『風をつかまえた少年 : 14歳だったぼくはたったひとりで風力発電をつくった』

作成者
ウィリアム・カムクワンバ, ブライアン・ミーラー著 ; 田口俊樹訳
出版者
文芸春秋
刊年
2010.11

  本著の主人公、ウィリアム・カムクワンバ君は世界の最貧国の一つでもあるアフリカ、マラウイの農村で生まれ育ちました。彼は、貧困 のため、授業料が払えなくなり中学校を退学せざるをえなくなります。それでも学びたい、本が読みたいと小学校の図書館に通い、独学で廃品を利用して風力発電をつくりあげました。

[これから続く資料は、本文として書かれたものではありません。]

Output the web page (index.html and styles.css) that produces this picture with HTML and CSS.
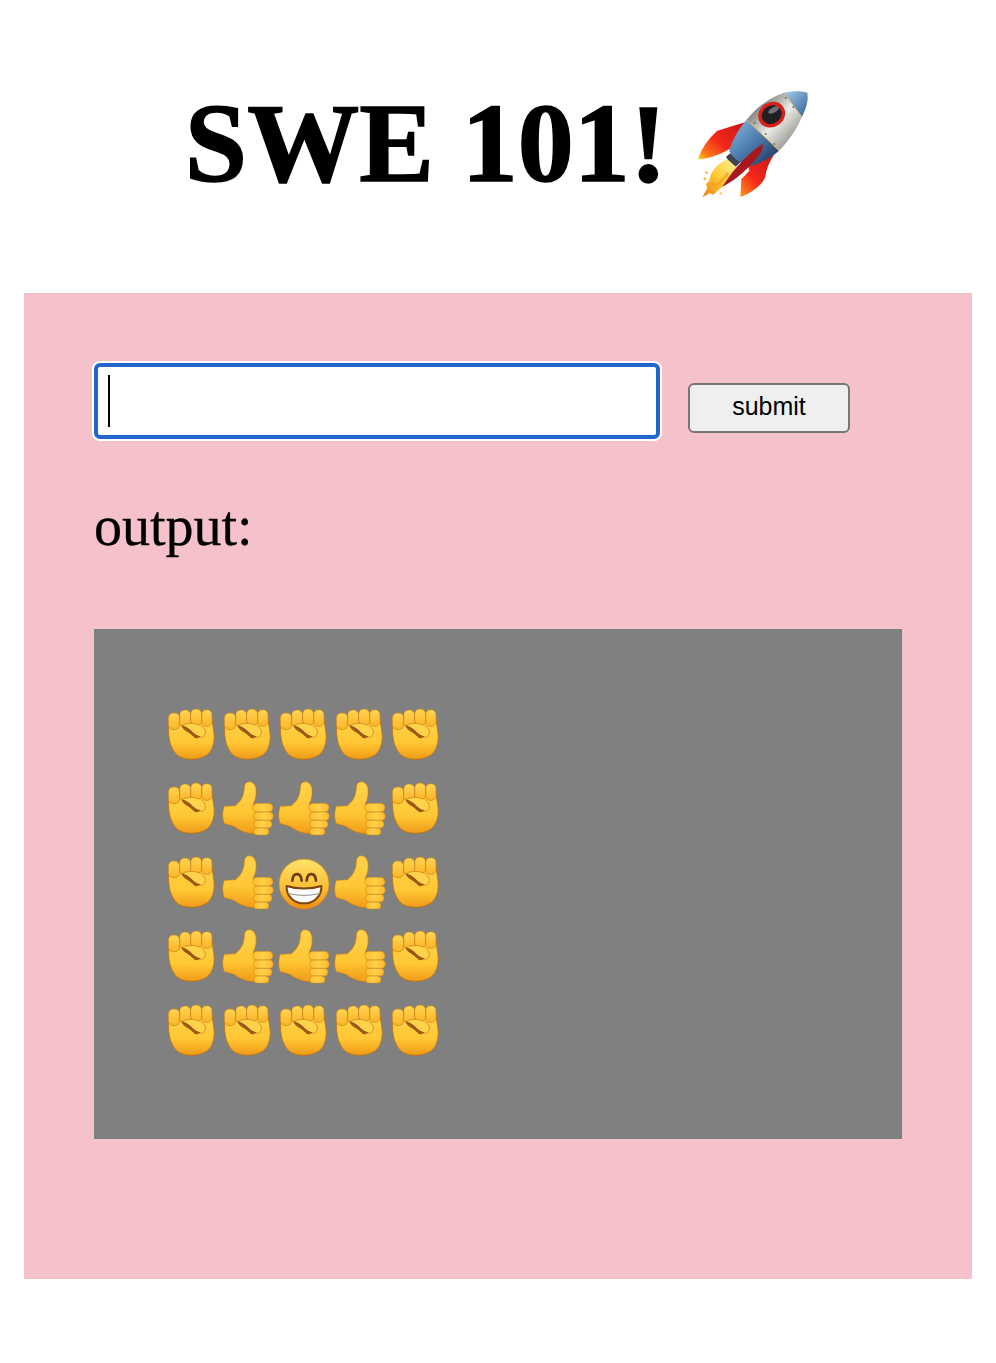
FILE: index.html
```html
<!DOCTYPE html>
<html lang="en">
<head>
<meta charset="utf-8">
<title>SWE 101!</title>
<link rel="stylesheet" href="styles.css">
</head>
<body>
<svg class="defs" aria-hidden="true">
  <defs>
    <linearGradient id="skin" x1="0" y1="0" x2="0" y2="1"><stop offset="0" stop-color="#ffd24c"/><stop offset=".6" stop-color="#ffc733"/><stop offset="1" stop-color="#f09a18"/></linearGradient>
    <linearGradient id="finger" x1="0" y1="0" x2="0" y2="1"><stop offset="0" stop-color="#ffd552"/><stop offset="1" stop-color="#fdb428"/></linearGradient>
    <linearGradient id="digit" x1="0" y1="0" x2="1" y2="0"><stop offset="0" stop-color="#ffbd2e"/><stop offset=".5" stop-color="#ffd149"/><stop offset="1" stop-color="#fdb92d"/></linearGradient>
    <linearGradient id="face" x1="0" y1="0" x2="0" y2="1"><stop offset="0" stop-color="#ffe36b"/><stop offset=".6" stop-color="#fdbc33"/><stop offset="1" stop-color="#ee8a10"/></linearGradient>
    <linearGradient id="silver" x1="0" y1="0" x2="1" y2="1"><stop offset="0" stop-color="#5d5d5a"/><stop offset=".25" stop-color="#8f8f8a"/><stop offset=".52" stop-color="#ecece6"/><stop offset=".78" stop-color="#a5a5a0"/><stop offset="1" stop-color="#55554f"/></linearGradient>
    <linearGradient id="steel" x1="0" y1="0" x2="1" y2="1"><stop offset="0" stop-color="#8cbce0"/><stop offset=".5" stop-color="#4a7aab"/><stop offset="1" stop-color="#142c50"/></linearGradient>
    <linearGradient id="nose" x1="0" y1="0" x2="1" y2="1"><stop offset="0" stop-color="#a8cde8"/><stop offset="1" stop-color="#2f6298"/></linearGradient>
    <linearGradient id="finL" x1="1" y1="0" x2="0" y2="1"><stop offset="0" stop-color="#c41618"/><stop offset=".55" stop-color="#f5281a"/><stop offset=".85" stop-color="#fb7a16"/><stop offset="1" stop-color="#ffd21c"/></linearGradient>
    <linearGradient id="finR" x1="1" y1="0" x2="0" y2="1"><stop offset="0" stop-color="#c41618"/><stop offset=".6" stop-color="#f8281a"/><stop offset="1" stop-color="#ff9a1c"/></linearGradient>
    <linearGradient id="flame" x1="1" y1="0" x2="0" y2="1"><stop offset="0" stop-color="#fff4a0"/><stop offset=".5" stop-color="#ffcb36"/><stop offset="1" stop-color="#ef7c12"/></linearGradient>

    <symbol id="fist" viewBox="9 12 168 180">
      <path d="M26 78C24 112 30 145 52 166C72 182 118 182 142 164C160 150 166 120 161 92L155 52L60 60Z" fill="url(#skin)" stroke="#b97412" stroke-width="2.5"/>
      <rect x="25" y="39" width="34" height="50" rx="15" fill="url(#finger)" stroke="#c77f16" stroke-width="2"/>
      <rect x="59" y="30" width="33" height="52" rx="15" fill="url(#finger)" stroke="#c77f16" stroke-width="2"/>
      <rect x="92" y="27" width="33" height="50" rx="15" fill="url(#finger)" stroke="#c77f16" stroke-width="2"/>
      <rect x="125" y="29" width="31" height="50" rx="14" fill="url(#finger)" stroke="#c77f16" stroke-width="2"/>
      <path d="M66 76C82 68 114 68 128 80C140 92 138 110 124 112C110 112 100 100 92 92C82 86 72 82 66 76Z" fill="#ffd24c" stroke="#d08a18" stroke-width="2.5"/>
      <path d="M64 76C76 78 85 84 94 92C102 100 112 108 122 108C116 114 110 116 104 113C98 108 92 102 84 97C74 92 67 85 64 76Z" fill="#995614"/>
    </symbol>

    <symbol id="thumb" viewBox="177 234 168 180">
      <path d="M193 319L226 317C240 306 252 292 253 262C254 238 284 240 288 266C290 284 287 298 280 312L300 400C270 404 245 396 226 382C212 374 198 374 192 370C186 352 187 334 193 319Z" fill="url(#skin)" stroke="#c77f16" stroke-width="2"/>
      <rect x="278" y="310" width="61" height="26" rx="13" fill="url(#digit)" stroke="#c77f16" stroke-width="1.5"/>
      <rect x="281" y="336" width="59" height="25" rx="12" fill="url(#digit)" stroke="#c77f16" stroke-width="1.5"/>
      <rect x="281" y="361" width="55" height="23" rx="11" fill="url(#digit)" stroke="#c77f16" stroke-width="1.5"/>
      <rect x="281" y="384" width="46" height="21" rx="10" fill="url(#digit)" stroke="#c77f16" stroke-width="1.5"/>
    </symbol>

    <symbol id="grin" viewBox="15 6 168 180">
      <circle cx="102" cy="102" r="75" fill="url(#face)" stroke="#d9860f" stroke-width="2"/>
      <path d="M67 92C69 66 93 66 95 92M110 92C112 66 136 66 138 92" fill="none" stroke="#6b3c0c" stroke-width="8" stroke-linecap="round"/>
      <path d="M50 108C80 118 124 118 154 108C156 140 130 160 102 160C74 160 48 140 50 108Z" fill="#fff" stroke="#7a4510" stroke-width="6" stroke-linejoin="round"/>
      <path d="M54 130C84 138 120 138 150 130" fill="none" stroke="#8d8d8d" stroke-width="3"/>
    </symbol>
  </defs>
</svg>

<h1 class="title">
  <span class="title-text">SWE 101!</span>
  <svg class="rocket" viewBox="30 0 363 375" role="img" aria-label="rocket">
    <path d="M197 120L112 146C84 170 62 204 54 232C92 232 130 212 170 190Z" fill="url(#finL)"/>
    <path d="M282 218L204 250L208 266L184 292L181 345C216 332 246 310 256 284C258 262 268 240 282 218Z" fill="url(#finR)"/>
    <path d="M138 224L161 206L184 238L160 262Z" fill="#3f444c"/>
    <path d="M142 232C112 244 92 268 88 296L78 306L82 318L67 346L88 334L100 338L118 322C146 304 164 282 172 258Z" fill="url(#flame)"/>
    <path d="M96 304C110 316 128 298 144 272" fill="none" stroke="#f49a1c" stroke-width="8" opacity=".7"/>
    <circle cx="80" cy="272" r="3.5" fill="#f9a11c"/><circle cx="74" cy="290" r="3.5" fill="#f9a11c"/><circle cx="122" cy="334" r="3.5" fill="#ffc52e"/>
    <path d="M200 113C176 140 154 178 148 208C160 230 186 250 212 252C246 242 276 224 297 206Z" fill="url(#steel)"/>
    <path d="M200 113C232 74 270 46 312 32L366 104C348 146 324 178 297 206Z" fill="url(#silver)"/>
    <path d="M312 32C338 26 366 26 382 32C386 56 378 80 366 104Z" fill="url(#nose)"/>
    <path d="M200 113L297 206" stroke="#e2b23c" stroke-width="2.5" fill="none"/>
    <path d="M312 32L366 104" stroke="#c9a24a" stroke-width="2" fill="none"/>
    <ellipse cx="275" cy="98" rx="42" ry="37" transform="rotate(-35 275 98)" fill="#d9201c"/>
    <ellipse cx="275" cy="98" rx="31" ry="27" transform="rotate(-35 275 98)" fill="#1f1f24"/>
    <ellipse cx="281" cy="84" rx="18" ry="8" transform="rotate(-30 281 84)" fill="#6f6f75"/>
    <path d="M249 185C214 206 164 254 127 314C170 292 216 252 246 206Z" fill="#a8181e"/>
    <g fill="#70706c"><circle cx="224" cy="123" r="3"/><circle cx="257" cy="156" r="3"/><circle cx="283" cy="186" r="3"/><circle cx="340" cy="75" r="3"/><circle cx="317" cy="47" r="3"/></g>
  </svg>
</h1>

<main class="panel">
  <form class="entry">
    <div class="field">
      <input class="text-input" type="text" aria-label="input">
      <span class="caret"></span>
    </div>
    <button class="submit" type="button">submit</button>
  </form>
  <p class="label">output:</p>
  <section class="output">
    <div class="grid">
      <svg class="cell"><use href="#fist"/></svg><svg class="cell"><use href="#fist"/></svg><svg class="cell"><use href="#fist"/></svg><svg class="cell"><use href="#fist"/></svg><svg class="cell"><use href="#fist"/></svg>
      <svg class="cell"><use href="#fist"/></svg><svg class="cell"><use href="#thumb"/></svg><svg class="cell"><use href="#thumb"/></svg><svg class="cell"><use href="#thumb"/></svg><svg class="cell"><use href="#fist"/></svg>
      <svg class="cell"><use href="#fist"/></svg><svg class="cell"><use href="#thumb"/></svg><svg class="cell"><use href="#grin"/></svg><svg class="cell"><use href="#thumb"/></svg><svg class="cell"><use href="#fist"/></svg>
      <svg class="cell"><use href="#fist"/></svg><svg class="cell"><use href="#thumb"/></svg><svg class="cell"><use href="#thumb"/></svg><svg class="cell"><use href="#thumb"/></svg><svg class="cell"><use href="#fist"/></svg>
      <svg class="cell"><use href="#fist"/></svg><svg class="cell"><use href="#fist"/></svg><svg class="cell"><use href="#fist"/></svg><svg class="cell"><use href="#fist"/></svg><svg class="cell"><use href="#fist"/></svg>
    </div>
  </section>
</main>
</body>
</html>
```
FILE: styles.css
```css
* {
  box-sizing: border-box;
}

html,
body {
  height: 100%;
}

body {
  margin: 0;
  padding: 0 24px;
  background: #fff;
  color: #000;
  font-family: "Liberation Serif", "Times New Roman", serif;
  overflow: hidden;
}

.defs {
  position: absolute;
  width: 0;
  height: 0;
}

.title {
  display: flex;
  justify-content: center;
  align-items: center;
  gap: 23px;
  height: 293px;
  margin: 0;
  font-size: 112px;
  font-weight: 700;
  line-height: 1;
}

.title-text {
  margin-top: -8px;
  -webkit-text-stroke: 1.5px #000;
}

.rocket {
  width: 121px;
  height: 125px;
  flex: none;
  margin-top: -4px;
}

.panel {
  height: 986px;
  padding: 70px 70px 0;
  background: #f5c2cc;
}

.entry {
  display: flex;
  align-items: flex-start;
  gap: 28px;
  margin: 0;
}

.field {
  position: relative;
  width: 566px;
  height: 76px;
}

.text-input {
  display: block;
  width: 100%;
  height: 100%;
  border: 4px solid #2266cc;
  border-radius: 6px;
  background: #fff;
  box-shadow: 0 0 0 2px #fff;
  outline: none;
}

.caret {
  position: absolute;
  left: 14px;
  top: 12px;
  width: 2px;
  height: 52px;
  background: #000;
}

.submit {
  width: 162px;
  height: 50px;
  margin-top: 20px;
  padding: 0 0 3px;
  border: 2px solid #767676;
  border-radius: 6px;
  background: #efefef;
  color: #000;
  font-family: "Liberation Sans", Arial, sans-serif;
  font-size: 25px;
}

.label {
  margin: 55px 0 0;
  font-size: 56px;
  line-height: 64px;
  -webkit-text-stroke: 0.3px #000;
}

.output {
  width: 808px;
  height: 510px;
  margin-top: 71px;
  padding: 75px 69px 0;
  background: #808080;
}

.grid {
  display: grid;
  grid-template-columns: repeat(5, 56px);
  grid-auto-rows: 60px;
  row-gap: 14px;
}

.cell {
  display: block;
  width: 56px;
  height: 60px;
}
```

  彼の生まれ育ったマラウイという国は、90%の地域で未だに電気が通っておらず、識字率は6割程度、呪術や魔術といったものが生活の中心に存在している国です。 そんな環境で育った彼ですが、図書館で出会った本から、電気を通すことができれば貧困は改善するのではないかと考えます。そして、疑問は図書館の本で調べながら解決してゆき、 風力発電を開発していきます。周囲からは奇異な目で見られ、彼の作った風力発電は干ばつを起こす呪術だと噂され、風力発電を壊されそうになるなど数多くの困難に見舞われますが、 彼はあきらめませんでした。
  彼のスピーチでの「トライして、やり遂げました。」という言葉には頭が下がる思いです。

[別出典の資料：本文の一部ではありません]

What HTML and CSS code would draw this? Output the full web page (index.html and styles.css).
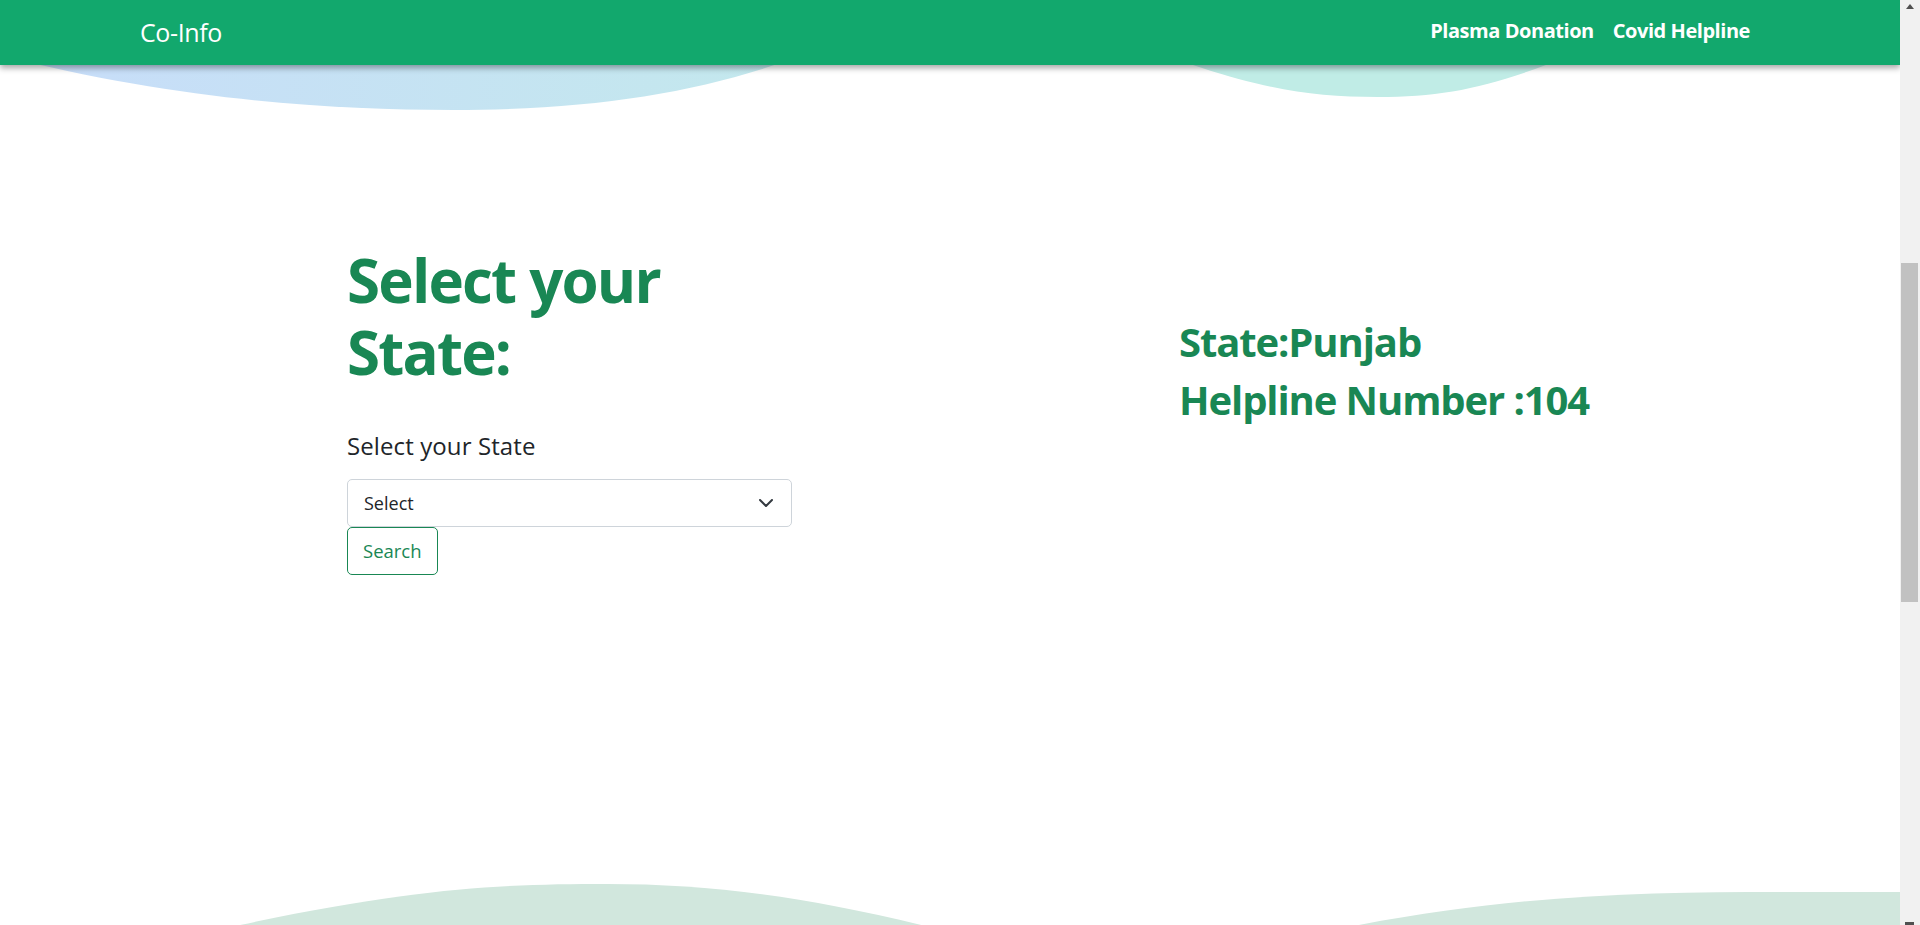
FILE: index.html
```html
<!DOCTYPE html>
<html lang="en">
<head>
<meta charset="utf-8">
<title>Co-Info</title>
<link rel="stylesheet" href="styles.css">
</head>
<body>
<div class="screen">
  <div class="viewport">
    <svg class="waves-top" width="1900" height="130" viewBox="0 0 1900 130" aria-hidden="true">
      <defs>
        <linearGradient id="g1" x1="0" y1="0" x2="1" y2="0">
          <stop offset="0" stop-color="#c8dbfb"/>
          <stop offset="1" stop-color="#c3e9ec"/>
        </linearGradient>
      </defs>
      <path d="M-90,30 C120,95 300,110 453,110 C610,110 730,88 840,40 L840,0 L-90,0 Z" fill="url(#g1)"/>
      <path d="M1110,35 C1240,85 1295,97 1378,97 C1460,97 1510,82 1620,35 L1620,0 L1110,0 Z" fill="#c0ece6"/>
    </svg>
    <nav class="navbar">
      <a class="brand" href="#">Co-Info</a>
      <div class="nav-links">
        <a class="nav-link" href="#">Plasma Donation</a>
        <a class="nav-link" href="#">Covid Helpline</a>
      </div>
    </nav>
    <main class="content">
      <section class="picker">
        <h1 class="title">Select your State:</h1>
        <label class="label">Select your State</label>
        <div class="select">
          <span>Select</span>
          <svg class="chevron" width="14" height="8" viewBox="0 0 14 8" aria-hidden="true"><path d="M1 1l6 6 6-6" fill="none" stroke="#343a40" stroke-width="2" stroke-linecap="round" stroke-linejoin="round"/></svg>
        </div>
        <button class="btn">Search</button>
      </section>
      <section class="result">
        <h2 class="info">State:Punjab</h2>
        <h2 class="info">Helpline Number :104</h2>
      </section>
    </main>
    <svg class="waves-bottom" width="1900" height="60" viewBox="0 865 1900 60" aria-hidden="true">
      <path d="M72,965 C372,888 482,884 607,884 C742,884 862,905 1072,965 Z" fill="#d1e7dd"/>
      <path d="M1190,965 C1440,895 1610,892 1790,892 L1900,892 L1900,965 Z" fill="#d1e7dd"/>
    </svg>
  </div>
  <div class="scrollbar">
    <div class="sb-btn"><span class="arrow-up"></span></div>
    <div class="sb-track"><div class="sb-thumb"></div></div>
    <div class="sb-btn-down"><span class="arrow-down"></span></div>
  </div>
</div>
</body>
</html>
```

FILE: styles.css
```css
* { box-sizing: border-box; }
html, body {
  margin: 0;
  padding: 0;
  height: 925px;
  overflow: hidden;
  background: #fff;
  font-family: "Open Sans", "Noto Sans", sans-serif;
  color: #212529;
}
.screen {
  display: flex;
  width: 1920px;
  height: 925px;
}
.viewport {
  position: relative;
  width: 1900px;
  height: 925px;
  overflow: hidden;
  display: flex;
  flex-direction: column;
}
.waves-top {
  position: absolute;
  top: 0;
  left: 0;
  z-index: 0;
}
.waves-bottom {
  position: absolute;
  left: 0;
  bottom: 0;
  z-index: 0;
}
.navbar {
  position: relative;
  z-index: 3;
  height: 65px;
  flex: 0 0 65px;
  background: #12a86d;
  display: flex;
  align-items: center;
  justify-content: space-between;
  padding: 0 150px 0 140px;
  box-shadow: 0 3px 6px rgba(0, 0, 0, 0.35);
}
.brand {
  color: #fff;
  text-decoration: none;
  font-size: 25px;
  line-height: 1.5;
  font-weight: 400;
  letter-spacing: -0.4px;
}
.nav-links {
  display: flex;
  gap: 19px;
  margin-bottom: 4px;
}
.nav-link {
  color: #fff;
  text-decoration: none;
  font-size: 20px;
  font-weight: 700;
  line-height: 30px;
  letter-spacing: -0.45px;
}
.content {
  position: relative;
  z-index: 1;
  display: flex;
  gap: 387px;
  padding: 179px 0 0 347px;
}
.picker {
  width: 445px;
  display: flex;
  flex-direction: column;
  align-items: flex-start;
}
.title {
  margin: 0 0 40px;
  font-size: 60px;
  line-height: 72px;
  font-weight: 700;
  color: #198754;
  letter-spacing: -1.8px;
}
.label {
  display: block;
  font-size: 24px;
  line-height: 36px;
  margin-bottom: 15px;
  color: #212529;
  letter-spacing: 0.1px;
}
.select {
  width: 445px;
  height: 48px;
  border: 1px solid #ced4da;
  border-radius: 5px;
  background: #fff;
  display: flex;
  align-items: center;
  justify-content: space-between;
  padding: 0 18px 0 16px;
  font-size: 18px;
  color: #212529;
}
.chevron { display: block; }
.btn {
  height: 48px;
  padding: 0 15px;
  border: 1px solid #198754;
  border-radius: 5px;
  background: transparent;
  color: #198754;
  font-family: inherit;
  font-size: 18.5px;
  line-height: 1;
}
.result {
  padding-top: 74px;
}
.info {
  margin: 0 0 10px;
  font-size: 40px;
  line-height: 48px;
  font-weight: 700;
  color: #198754;
  letter-spacing: -1.1px;
}
.scrollbar {
  width: 20px;
  height: 925px;
  background: #f1f1f1;
  display: flex;
  flex-direction: column;
}
.sb-btn {
  height: 17px;
  display: flex;
  justify-content: center;
  padding-top: 4px;
}
.arrow-up {
  width: 0;
  height: 0;
  border-left: 4.5px solid transparent;
  border-right: 4.5px solid transparent;
  border-bottom: 5px solid #505050;
  margin-left: -1px;
}
.sb-track {
  flex: 1;
  padding: 246px 2px 0 1px;
}
.sb-thumb {
  height: 339px;
  background: #c1c1c1;
}
.sb-btn-down {
  height: 3px;
  display: flex;
  justify-content: center;
  overflow: hidden;
}
.arrow-down {
  width: 9px;
  height: 3px;
  background: #505050;
  margin-left: -1px;
}
```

  学校を退学した時や、南アフリカの高校への留学中にホームシックになってしまった時など、彼の人生のターニングポイントでは必ず図書館が出てきます。 巻末でジャーナリストの池上彰氏は「図書館で出会った本がきっかけで、人生が切り開かれていく。」と述べています。彼は現在、アメリカの大学でアフリカの暮らしををより良くさせるべく学んで いるそうです。彼のこれからの活躍に期待するとともに、彼のように「学びたい、本が読みたい」という声にこたえられる図書館を創っていかねばならないと強く感じました。